**EXERCISE GOAL:**
Copy every line that holds "this".
┄┄┄┄┄┄┄┄┄┄
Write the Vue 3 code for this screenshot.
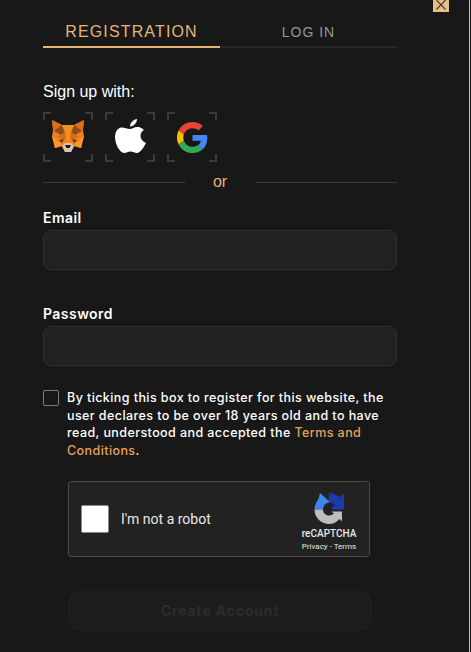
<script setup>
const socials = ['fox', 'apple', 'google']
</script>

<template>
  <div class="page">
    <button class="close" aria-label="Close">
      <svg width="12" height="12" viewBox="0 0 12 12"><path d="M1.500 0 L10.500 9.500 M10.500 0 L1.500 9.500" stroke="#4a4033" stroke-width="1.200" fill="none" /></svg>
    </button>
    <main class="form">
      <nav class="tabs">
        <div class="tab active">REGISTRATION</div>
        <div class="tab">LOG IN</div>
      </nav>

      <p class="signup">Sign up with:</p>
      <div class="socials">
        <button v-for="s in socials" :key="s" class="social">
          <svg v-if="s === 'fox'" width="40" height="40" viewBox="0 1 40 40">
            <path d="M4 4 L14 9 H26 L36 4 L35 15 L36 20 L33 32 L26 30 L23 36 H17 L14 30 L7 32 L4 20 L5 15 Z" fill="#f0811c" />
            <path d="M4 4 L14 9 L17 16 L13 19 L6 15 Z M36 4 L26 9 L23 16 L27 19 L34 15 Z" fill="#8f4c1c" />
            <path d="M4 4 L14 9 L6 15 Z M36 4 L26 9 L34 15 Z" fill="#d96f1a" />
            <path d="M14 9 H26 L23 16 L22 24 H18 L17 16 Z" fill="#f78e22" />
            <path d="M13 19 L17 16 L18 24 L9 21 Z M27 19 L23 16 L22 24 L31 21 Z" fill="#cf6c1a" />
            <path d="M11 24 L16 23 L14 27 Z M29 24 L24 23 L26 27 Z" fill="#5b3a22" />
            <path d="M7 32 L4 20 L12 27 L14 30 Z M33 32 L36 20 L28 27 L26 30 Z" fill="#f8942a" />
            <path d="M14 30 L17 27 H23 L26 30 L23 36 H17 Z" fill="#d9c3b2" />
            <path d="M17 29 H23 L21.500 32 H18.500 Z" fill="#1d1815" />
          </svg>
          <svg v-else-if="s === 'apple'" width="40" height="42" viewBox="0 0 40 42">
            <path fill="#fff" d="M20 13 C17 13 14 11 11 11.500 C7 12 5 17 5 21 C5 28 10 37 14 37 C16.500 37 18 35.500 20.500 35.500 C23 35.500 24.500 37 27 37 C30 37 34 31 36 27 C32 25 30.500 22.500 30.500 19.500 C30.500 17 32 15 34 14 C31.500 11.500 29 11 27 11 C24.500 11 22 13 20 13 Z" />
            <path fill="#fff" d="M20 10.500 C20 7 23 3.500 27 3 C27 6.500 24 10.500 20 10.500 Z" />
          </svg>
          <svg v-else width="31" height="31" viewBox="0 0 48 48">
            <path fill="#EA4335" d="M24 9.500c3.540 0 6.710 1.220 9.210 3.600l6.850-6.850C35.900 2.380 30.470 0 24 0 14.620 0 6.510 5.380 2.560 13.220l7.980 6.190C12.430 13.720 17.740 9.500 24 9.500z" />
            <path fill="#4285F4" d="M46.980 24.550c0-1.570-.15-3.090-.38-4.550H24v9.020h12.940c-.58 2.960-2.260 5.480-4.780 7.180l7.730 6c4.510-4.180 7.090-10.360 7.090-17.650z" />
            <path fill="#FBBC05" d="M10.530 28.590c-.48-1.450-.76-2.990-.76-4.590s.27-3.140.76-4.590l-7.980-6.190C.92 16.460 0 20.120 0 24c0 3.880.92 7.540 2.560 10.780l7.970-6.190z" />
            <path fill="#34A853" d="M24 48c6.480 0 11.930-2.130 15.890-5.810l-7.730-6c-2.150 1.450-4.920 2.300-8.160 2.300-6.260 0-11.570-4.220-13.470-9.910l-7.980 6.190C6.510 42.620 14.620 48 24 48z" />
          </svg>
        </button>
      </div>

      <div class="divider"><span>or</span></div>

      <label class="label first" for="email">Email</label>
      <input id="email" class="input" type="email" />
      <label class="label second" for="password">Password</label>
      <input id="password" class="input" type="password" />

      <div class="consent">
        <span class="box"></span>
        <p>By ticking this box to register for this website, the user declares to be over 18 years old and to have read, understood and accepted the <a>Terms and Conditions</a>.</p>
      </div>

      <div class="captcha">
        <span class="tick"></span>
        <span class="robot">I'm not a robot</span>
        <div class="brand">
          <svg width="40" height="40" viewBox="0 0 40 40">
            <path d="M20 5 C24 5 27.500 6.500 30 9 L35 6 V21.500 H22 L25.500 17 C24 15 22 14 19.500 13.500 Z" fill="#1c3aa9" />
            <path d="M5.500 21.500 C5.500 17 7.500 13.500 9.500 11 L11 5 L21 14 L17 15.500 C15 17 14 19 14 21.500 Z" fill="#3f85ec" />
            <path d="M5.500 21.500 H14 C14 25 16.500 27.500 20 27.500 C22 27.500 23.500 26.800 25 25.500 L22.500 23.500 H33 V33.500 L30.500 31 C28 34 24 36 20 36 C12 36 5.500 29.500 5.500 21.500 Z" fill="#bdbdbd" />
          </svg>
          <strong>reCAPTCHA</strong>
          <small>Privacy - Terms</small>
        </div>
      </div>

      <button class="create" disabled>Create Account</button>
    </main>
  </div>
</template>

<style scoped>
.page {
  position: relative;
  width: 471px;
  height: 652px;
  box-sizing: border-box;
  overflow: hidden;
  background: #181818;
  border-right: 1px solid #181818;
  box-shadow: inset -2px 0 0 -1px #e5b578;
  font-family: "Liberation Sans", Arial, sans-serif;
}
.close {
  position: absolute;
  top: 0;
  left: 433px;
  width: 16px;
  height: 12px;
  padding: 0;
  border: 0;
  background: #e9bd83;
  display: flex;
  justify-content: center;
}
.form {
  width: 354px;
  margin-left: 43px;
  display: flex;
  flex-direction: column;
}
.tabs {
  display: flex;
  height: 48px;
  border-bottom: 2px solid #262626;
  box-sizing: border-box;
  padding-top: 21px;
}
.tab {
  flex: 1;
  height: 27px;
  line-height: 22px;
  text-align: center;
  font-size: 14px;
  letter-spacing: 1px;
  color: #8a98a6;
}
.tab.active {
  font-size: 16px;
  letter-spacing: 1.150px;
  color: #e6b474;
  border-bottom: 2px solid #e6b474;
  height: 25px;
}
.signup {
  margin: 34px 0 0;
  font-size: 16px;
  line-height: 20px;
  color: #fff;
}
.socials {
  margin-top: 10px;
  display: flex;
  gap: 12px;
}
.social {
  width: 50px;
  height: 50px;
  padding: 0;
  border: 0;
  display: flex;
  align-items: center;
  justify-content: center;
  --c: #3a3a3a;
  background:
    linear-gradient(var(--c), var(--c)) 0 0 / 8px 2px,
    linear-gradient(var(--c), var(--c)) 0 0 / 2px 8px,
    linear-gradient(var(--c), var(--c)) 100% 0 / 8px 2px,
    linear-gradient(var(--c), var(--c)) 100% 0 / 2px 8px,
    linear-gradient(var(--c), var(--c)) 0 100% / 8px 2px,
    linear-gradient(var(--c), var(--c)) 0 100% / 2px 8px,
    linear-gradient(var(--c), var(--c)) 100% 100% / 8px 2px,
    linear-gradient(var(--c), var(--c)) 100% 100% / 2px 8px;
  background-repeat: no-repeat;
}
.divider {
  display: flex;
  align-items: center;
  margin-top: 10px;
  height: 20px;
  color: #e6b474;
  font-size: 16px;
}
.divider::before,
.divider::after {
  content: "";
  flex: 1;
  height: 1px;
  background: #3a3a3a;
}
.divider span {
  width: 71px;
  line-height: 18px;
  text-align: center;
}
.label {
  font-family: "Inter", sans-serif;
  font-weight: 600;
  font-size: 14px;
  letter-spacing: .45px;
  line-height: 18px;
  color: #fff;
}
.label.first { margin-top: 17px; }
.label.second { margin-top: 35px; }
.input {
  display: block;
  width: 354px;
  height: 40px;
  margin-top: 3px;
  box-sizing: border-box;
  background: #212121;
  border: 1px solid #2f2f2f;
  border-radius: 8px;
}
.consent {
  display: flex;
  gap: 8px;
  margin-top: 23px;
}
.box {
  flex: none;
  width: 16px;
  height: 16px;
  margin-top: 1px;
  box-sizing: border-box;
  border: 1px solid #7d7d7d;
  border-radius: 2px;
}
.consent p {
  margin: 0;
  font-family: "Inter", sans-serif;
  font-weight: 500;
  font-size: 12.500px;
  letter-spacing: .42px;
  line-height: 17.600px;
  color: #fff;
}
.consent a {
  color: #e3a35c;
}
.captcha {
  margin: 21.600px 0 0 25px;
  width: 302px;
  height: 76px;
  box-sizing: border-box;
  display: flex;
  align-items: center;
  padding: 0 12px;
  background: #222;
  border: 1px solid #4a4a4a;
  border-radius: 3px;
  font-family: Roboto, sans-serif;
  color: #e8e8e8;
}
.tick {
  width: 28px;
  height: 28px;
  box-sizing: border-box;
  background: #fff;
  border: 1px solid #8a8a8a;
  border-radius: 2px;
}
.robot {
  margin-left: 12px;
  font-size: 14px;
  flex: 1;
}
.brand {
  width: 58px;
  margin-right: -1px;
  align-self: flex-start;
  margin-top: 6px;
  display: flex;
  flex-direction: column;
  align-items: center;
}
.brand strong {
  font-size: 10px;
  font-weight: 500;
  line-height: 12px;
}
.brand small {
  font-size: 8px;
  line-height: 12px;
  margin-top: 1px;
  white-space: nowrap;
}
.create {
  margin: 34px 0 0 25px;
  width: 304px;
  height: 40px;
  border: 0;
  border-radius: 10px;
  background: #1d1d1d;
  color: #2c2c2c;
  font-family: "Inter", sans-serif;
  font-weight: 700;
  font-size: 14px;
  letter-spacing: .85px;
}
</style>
┄┄┄┄┄┄┄┄┄┄
**REPLY:**
Write the Vue 3 code for this screenshot.
        <p>By ticking this box to register for this website, the user declares to be over 18 years old and to have read, understood and accepted the <a>Terms and Conditions</a>.</p>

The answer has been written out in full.